* **SUPPLIED INFORMATION**
- - -
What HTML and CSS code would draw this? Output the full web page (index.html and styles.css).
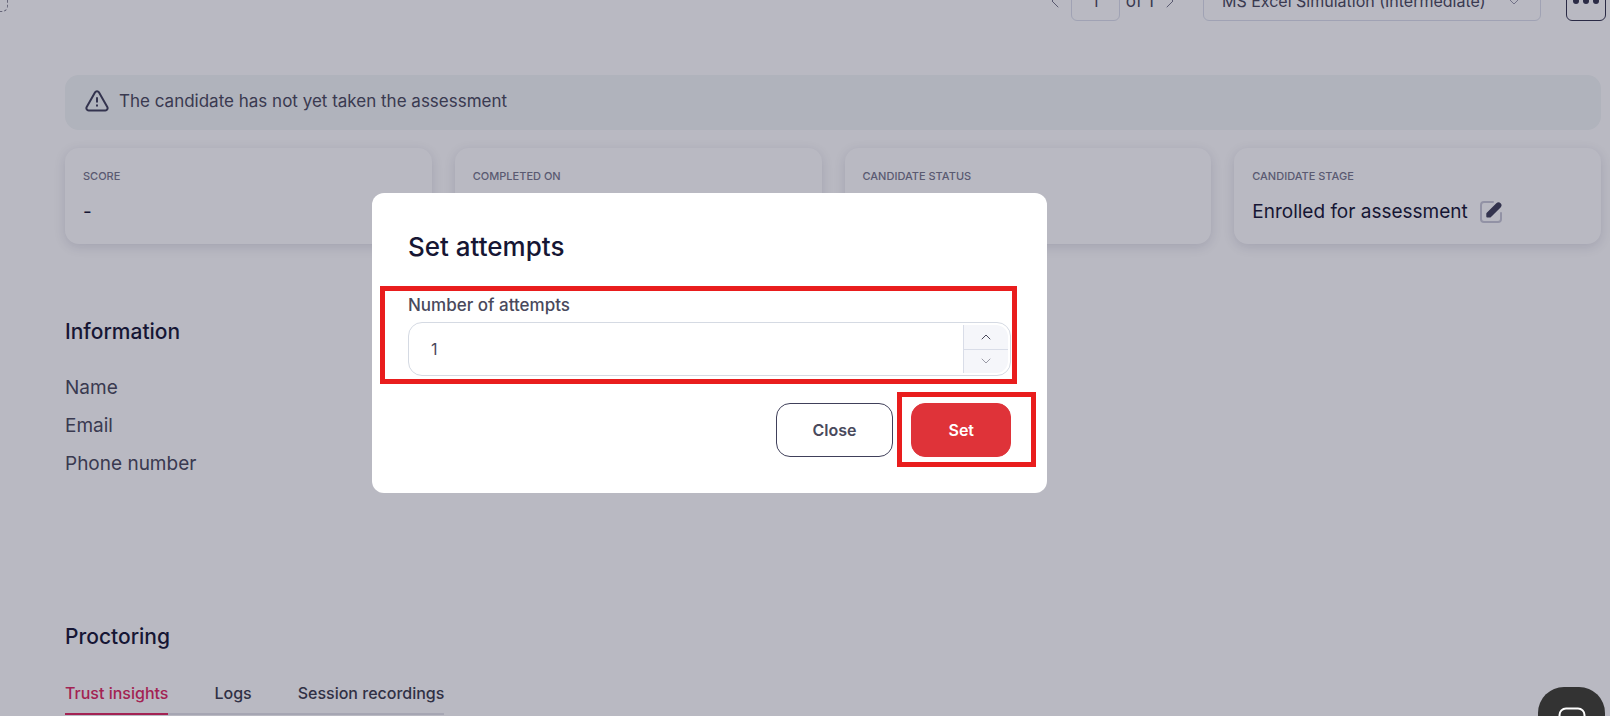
FILE: index.html
```html
<!DOCTYPE html>
<html lang="en">
<head>
<meta charset="utf-8">
<title>Candidate assessment</title>
<link rel="stylesheet" href="styles.css">
</head>
<body>
<div class="page">
  <header class="toolbar">
    <span class="dropzone"></span>
    <div class="pager">
      <button class="pager-step" type="button" aria-label="Previous"><svg width="8" height="14" viewBox="0 0 8 14"><path d="M7 1 1 7l6 6"/></svg></button>
      <input class="pager-input" type="text" value="1" aria-label="Page">
      <span class="pager-total">of 1</span>
      <button class="pager-step" type="button" aria-label="Next"><svg width="8" height="14" viewBox="0 0 8 14"><path d="m1 1 6 6-6 6"/></svg></button>
    </div>
    <div class="select-wrap">
      <select class="select" aria-label="Assessment"><option>MS Excel Simulation (Intermediate)</option></select>
      <svg class="select-arrow" width="10" height="6" viewBox="0 0 10 6"><path d="m1 1 4 4 4-4"/></svg>
    </div>
    <button class="more" type="button" aria-label="More"><svg width="26" height="6" viewBox="0 0 26 6"><circle cx="3" cy="3" r="3"/><circle cx="13" cy="3" r="3"/><circle cx="23" cy="3" r="3"/></svg></button>
  </header>

  <main class="content">
    <div class="banner">
      <svg class="warn" width="24" height="24" viewBox="0 0 24 24"><path d="M10.100 3.300 1.700 18.100A2.200 2.200 0 0 0 3.600 21.400h16.800a2.200 2.200 0 0 0 1.900-3.300L13.900 3.300a2.200 2.200 0 0 0-3.800 0zM12 9v3.800M12 16.300v.4"/></svg>
      <span>The candidate has not yet taken the assessment</span>
    </div>

    <section class="cards">
      <article class="card"><h3 class="card-label">SCORE</h3><p class="card-value">-</p></article>
      <article class="card"><h3 class="card-label">COMPLETED ON</h3></article>
      <article class="card"><h3 class="card-label">CANDIDATE STATUS</h3></article>
      <article class="card"><h3 class="card-label">CANDIDATE STAGE</h3>
        <p class="card-value">Enrolled for assessment
          <button class="edit" type="button" aria-label="Edit stage"><svg width="22" height="22" viewBox="0 0 22 22"><path class="edit-frame" d="M13 1H4a3 3 0 0 0-3 3v14a3 3 0 0 0 3 3h14a3 3 0 0 0 3-3v-6"/><path class="edit-pen" d="M6.500 12 16.300 2.200q2.300-2 4.300 0t0 4.200L11 16q-.5.500-1.200.5H7.200q-.9 0-.9-.9v-2.600q0-.6.200-1z"/></svg></button>
        </p>
      </article>
    </section>

    <section class="info">
      <h2 class="heading">Information</h2>
      <ul class="fields"><li>Name</li><li>Email</li><li>Phone number</li></ul>
    </section>

    <section class="proctoring">
      <h2 class="heading">Proctoring</h2>
      <nav class="tabs">
        <a class="tab tab-active" href="#trust">Trust insights</a>
        <a class="tab" href="#logs">Logs</a>
        <a class="tab" href="#sessions">Session recordings</a>
      </nav>
    </section>
  </main>
</div>

<div class="overlay">
  <form class="modal" role="dialog" aria-labelledby="modal-title">
    <h1 class="modal-title" id="modal-title">Set attempts</h1>
    <label class="modal-label" for="attempts">Number of attempts</label>
    <div class="number">
      <input class="number-input" id="attempts" type="text" inputmode="numeric" value="1">
      <div class="spinner">
        <button class="spin spin-up" type="button" aria-label="Increase"><svg width="10" height="6" viewBox="0 0 10 6"><path d="m1 5 4-4 4 4"/></svg></button>
        <button class="spin spin-down" type="button" aria-label="Decrease"><svg width="10" height="6" viewBox="0 0 10 6"><path d="m1 1 4 4 4-4"/></svg></button>
      </div>
    </div>
    <div class="actions">
      <button class="btn btn-close" type="button">Close</button>
      <button class="btn btn-set" type="submit">Set</button>
    </div>
    <span class="mark mark-field"></span>
    <span class="mark mark-set"></span>
  </form>
</div>

<button class="chat" type="button" aria-label="Open chat"><svg width="28" height="32" viewBox="0 0 28 32"><path d="M8 1.500h12a6.500 6.500 0 0 1 6.500 6.500v22l-5-3.500H8A6.500 6.500 0 0 1 1.500 20V8A6.500 6.500 0 0 1 8 1.500zM8 19q6 4 12 0"/></svg></button>
</body>
</html>
```
FILE: styles.css
```css
* { box-sizing: border-box; }

body {
  margin: 0;
  height: 100vh;
  overflow: hidden;
  background: #fff;
  color: #49495c;
  font-family: Inter, "Open Sans", sans-serif;
  font-size: 16px;
  line-height: 24px;
}

h1, h2, h3, p, ul { margin: 0; padding: 0; font-weight: 500; }
button, input, select { font: inherit; color: inherit; margin: 0; padding: 0; }
button { border: 0; background: none; }
svg { display: block; fill: none; stroke: currentColor; stroke-linecap: round; stroke-linejoin: round; }

.toolbar {
  position: relative;
  display: flex;
  align-items: center;
  justify-content: flex-end;
  height: 40px;
  margin-top: -19px;
  padding-right: 4px;
}

.dropzone {
  position: absolute;
  left: -32px;
  top: 0;
  width: 40px;
  height: 31px;
  border: 1px dashed #8a8a98;
  border-radius: 6px;
}

.pager { display: flex; align-items: center; margin-right: 29px; }
.pager-step { color: #77778a; }
.pager-input {
  width: 49px;
  height: 40px;
  margin: 0 6px 0 12px;
  border: 1px solid #dbdfeb;
  border-radius: 6px;
  background: none;
  text-align: center;
}
.pager-total { margin-right: 12px; font-size: 17px; }

.select-wrap { position: relative; width: 338px; margin-right: 25px; }
.select {
  appearance: none;
  width: 100%;
  height: 40px;
  padding-left: 18px;
  border: 1px solid #dbdfeb;
  border-radius: 6px;
  background: none;
}
.select-arrow { position: absolute; right: 22px; top: 18px; color: #9a9aac; }

.more {
  display: grid;
  place-items: center;
  width: 40px;
  height: 40px;
  border: 1px solid #33334d;
  border-radius: 6px;
  color: #33334d;
}
.more svg { fill: currentColor; stroke: none; }

.content { padding: 54px 9px 0 65px; }

.banner {
  display: flex;
  align-items: center;
  gap: 10px;
  height: 55px;
  padding: 0 20px 3px;
  border-radius: 14px;
  background: #f2f6f6;
  font-size: 17px;
}
.warn { stroke-width: 2; color: #40405a; }

.cards {
  display: grid;
  grid-template-columns: repeat(4, 1fr);
  gap: 23px;
  margin-top: 18px;
}
.card {
  height: 96px;
  padding: 16px 18px;
  border-radius: 14px;
  background: #fff;
  box-shadow: 0 3px 12px rgba(30, 30, 70, .14);
}
.card-label { color: #77778c; font-size: 11px; }
.card-value {
  display: flex;
  align-items: center;
  gap: 12px;
  margin-top: 12px;
  color: #161634;
  font-size: 19px;
  font-weight: 400;
}
.edit-frame { stroke: #c8c8d6; stroke-width: 2; }
.edit-pen { fill: #40405a; stroke: none; }

.info { margin-top: 72px; }
.heading { color: #161634; font-size: 21px; line-height: 32px; }
.fields {
  margin-top: 21px;
  list-style: none;
  font-size: 19px;
  line-height: 38px;
}
.fields li { font-weight: 400; }

.proctoring { margin-top: 138px; }
.tabs {
  display: inline-flex;
  gap: 46px;
  margin-top: 28px;
  border-bottom: 2px solid #e4e4ea;
}
.tab {
  margin-bottom: -2px;
  padding-bottom: 8px;
  border-bottom: 2px solid transparent;
  color: #3c3c4c;
  font-weight: 500;
  text-decoration: none;
}
.tab-active { border-color: #e02860; color: #e02860; }

.overlay {
  position: fixed;
  inset: 0;
  display: flex;
  align-items: center;
  justify-content: center;
  padding: 0 191px 30px 0;
  background: rgba(22, 22, 52, .3);
}
.modal {
  position: relative;
  width: 675px;
  padding: 36px;
  border-radius: 12px;
  background: #fff;
}
.modal-title { color: #161634; font-size: 26px; line-height: 36px; }
.modal-label { display: block; margin-top: 28px; padding-bottom: 5px; font-size: 17px; font-weight: 500; }

.number {
  display: flex;
  height: 54px;
  padding: 2px;
  border: 1px solid #d5dae3;
  border-radius: 14px;
}
.number-input { flex: 1; min-width: 0; padding-left: 20px; border: 0; outline: 0; background: none; }
.spinner {
  display: flex;
  flex-direction: column;
  width: 45px;
  border-left: 1px solid #d9dde8;
  border-radius: 0 12px 12px 0;
  background: #f5f6fa;
}
.spin { flex: 1; display: grid; place-items: center; }
.spin-down { border-top: 1px solid #d9dde8; color: #9a9aa6; }

.actions { display: flex; justify-content: flex-end; gap: 18px; margin-top: 27px; }
.btn {
  height: 54px;
  padding: 0 36px;
  border: 1px solid #40405a;
  border-radius: 14px;
  font-weight: 600;
}
.btn-set { border-color: #df3339; background: #df3339; color: #fff; }

.mark { position: absolute; border: 5px solid #e91d1d; pointer-events: none; }
.mark-field { left: 8px; right: 30px; top: 93px; height: 98px; }
.mark-set { right: 11px; bottom: 26px; width: 139px; height: 75px; }

.chat {
  position: fixed;
  right: 5px;
  bottom: -38px;
  display: flex;
  justify-content: center;
  width: 67px;
  height: 67px;
  padding-top: 20px;
  border-radius: 26px;
  background: #333;
  color: #fff;
}
.chat svg { stroke-width: 2; }
```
- - -
Work through the listing above and report how many lines include the string "styles", with no other text.

* **CORRECT RESPONSE**
3